On 07 Jul 2015, at 13:52, Bin.Cheng <[email protected]> wrote:
> On Tue, Jul 7, 2015 at 10:05 AM, Anmol Paralkar (anmparal)
> <[email protected]> wrote:
>> Hello,
>>
>> Does GCC generate LDRD/STRD (Register) forms [A8.8.74/A8.8.211 per ARMv7-A
>> & ARMv7-R ARM]?
>>
>> Based on various attempts to write code to get GCC to generate a sample
>> form, and subsequently inspecting the code I see in
>> config/arm/arm.c/output_move_double () & arm.md [GCC 4.9.2], I think that
>> these register based forms of LDRD/STRD are
>> not generated, but I thought it might be a good idea to ask on the list,
>> just in case.
> Register based LDRD is harder than immediate version. ARM doesn't
> support [base + reg + offset] addressing mode, so address computation
> of the second memory reference is scattered both in and out of memory
> reference. To identify such opportunities, one needs to trace
> registers in address expression the memory access instruction and does
> some kind of value computation and re-association.

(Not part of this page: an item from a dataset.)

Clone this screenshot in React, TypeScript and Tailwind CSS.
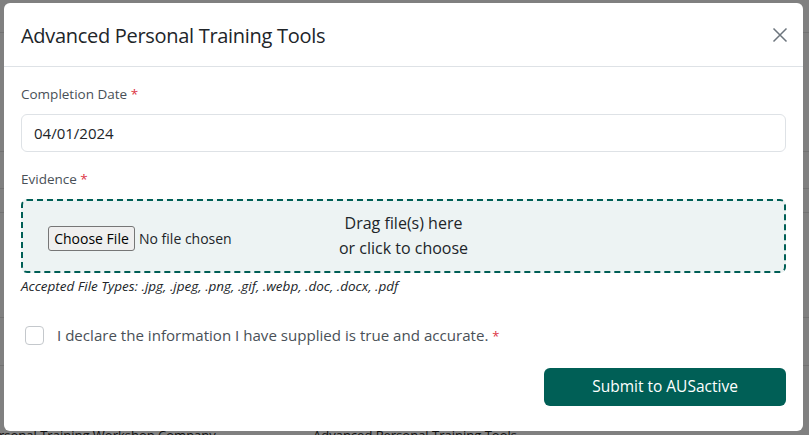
import React from "react";

const font = { fontFamily: '"Open Sans", "Noto Sans", sans-serif' };

export default function App() {
  return (
    <div
      className="relative w-[809px] h-[435px] overflow-hidden bg-[#808080]"
      style={font}
    >
      {/* background page (dimmed) */}
      <div className="flex flex-col">
        <div className="h-[33px] border-b border-[#727272]" />
        <div className="h-[119px] border-b border-[#727272]" />
        <div className="h-[37px] border-b border-[#727272]" />
        <div className="h-[24px] border-b border-[#727272]" />
        <div className="h-[105px] border-b border-[#727272]" />
        <div className="h-[48px] border-b border-[#727272]" />
        <div className="h-[63px]" />
        <div className="flex text-[13px] text-[#101010] leading-none">
          <span className="ml-[-1px] w-[314px]">rsonal Training Workshop Company</span>
          <span className="underline">Advanced Personal Training Tools</span>
        </div>
      </div>

      {/* modal */}
      <div className="absolute left-[4px] top-[3px] w-[799px] h-[428px] bg-white rounded-[6px] flex flex-col">
        <div className="h-[64px] flex items-center justify-between pl-[17px] pr-[15px] pt-[3px] border-b border-[#dee2e6]">
          <h1 className="text-[20px] font-medium text-[#212529] leading-none tracking-[-0.3px]">
            Advanced Personal Training Tools
          </h1>
          <svg width="16" height="16" viewBox="0 0 16 16" className="text-[#6c757d] -mt-[3px]">
            <path d="M1.5 1.5L14.5 14.5M14.5 1.5L1.5 14.5" stroke="currentColor" strokeWidth="1.5" />
          </svg>
        </div>

        <div className="px-[17px] pt-[18px] flex flex-col">
          <label className="text-[13.5px] leading-[19px] text-[#495057]">
            Completion Date <span className="text-[#dc3545]">*</span>
          </label>
          <div className="mt-[10px] h-[38px] border border-[#dee2e6] rounded-[6px] flex items-center px-[12px] text-[15px] text-[#212529]">
            04/01/2024
          </div>

          <label className="mt-[18px] text-[13.5px] leading-[19px] text-[#495057]">
            Evidence <span className="text-[#dc3545]">*</span>
          </label>
          <div className="relative mt-[10px] h-[74px] border-2 border-dashed border-[#005f56] rounded-[6px] bg-[#edf3f3] flex flex-col items-center justify-center text-[16px] leading-[25px] text-[#212529]">
            <span>Drag file(s) here</span>
            <span>or click to choose</span>
            <div className="absolute left-[25px] top-[25px] flex items-center gap-[4px] text-[14px]">
              <span className="h-[25px] w-[87px] flex items-center justify-center border border-[#767676] bg-[#efefef] rounded-[3px] text-[#000]">
                Choose File
              </span>
              <span className="text-[#212529]">No file chosen</span>
            </div>
          </div>
          <p className="mt-[4px] text-[13.5px] italic text-[#212529] leading-[19px]">
            Accepted File Types: .jpg, .jpeg, .png, .gif, .webp, .doc, .docx, .pdf
          </p>

          <div className="mt-[28px] flex items-center gap-[13px] pl-[4px]">
            <span className="w-[19px] h-[19px] border border-[#c4c8cc] rounded-[4px] bg-white" />
            <span className="text-[15.1px] text-[#495057]">
              I declare the information I have supplied is true and accurate.{" "}
              <span className="text-[#dc3545] text-[13px]">*</span>
            </span>
          </div>

          <div className="mt-[21px] flex justify-end">
            <button className="w-[242px] h-[38px] bg-[#005f56] rounded-[6px] text-white text-[15.5px]">
              Submit to AUSactive
            </button>
          </div>
        </div>
      </div>
    </div>
  );
}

Basically, this is what we're trying to do with AMS. For each mem access it
tries to trace the reg values and figure out the effective address expression.
For now we've limited it to the form 'base_reg + index_reg*scale +
const_displacement'. Then we try to see how to fit the address expressions to
the available address modes.
It's still work in progress but already shows some improvements.
A classic SH4 example:
float fun (float* x)
{
return x[0] + x[1] + x[2] + x[3];
}
no AMS:
mov r4,r1
add #4,r1
fmov.s @r4,fr0
fmov.s @r1,fr1
mov r4,r1
add #8,r1
fadd fr1,fr0
fmov.s @r1,fr1
add #12,r4
fadd fr1,fr0
fmov.s @r4,fr1
rts
fadd fr1,fr0
AMS:
fmov.s @r4+,fr0
fmov.s @r4+,fr1
fadd fr1,fr0
fmov.s @r4+,fr1
fadd fr1,fr0
fmov.s @r4,fr1
rts
fadd fr1,fr0
If I understand correctly, ARM's LDRD/STRD are similar to SH's FPU 2x32 pair
loads/stores. It needs the mem access insns of adjacent addresses to be
adjacent in the insn stream. We'll try to do some mem access reordering in
AMS, mainly to improve post/pre inc/dec address mode utilization. Afterwards,
adjacent mem accesses can be fused together in a separate RTL pass or AMS
sub-pass to avoid re-discovering mem access sequence information, which AMS
already has.
Cheers,
Oleg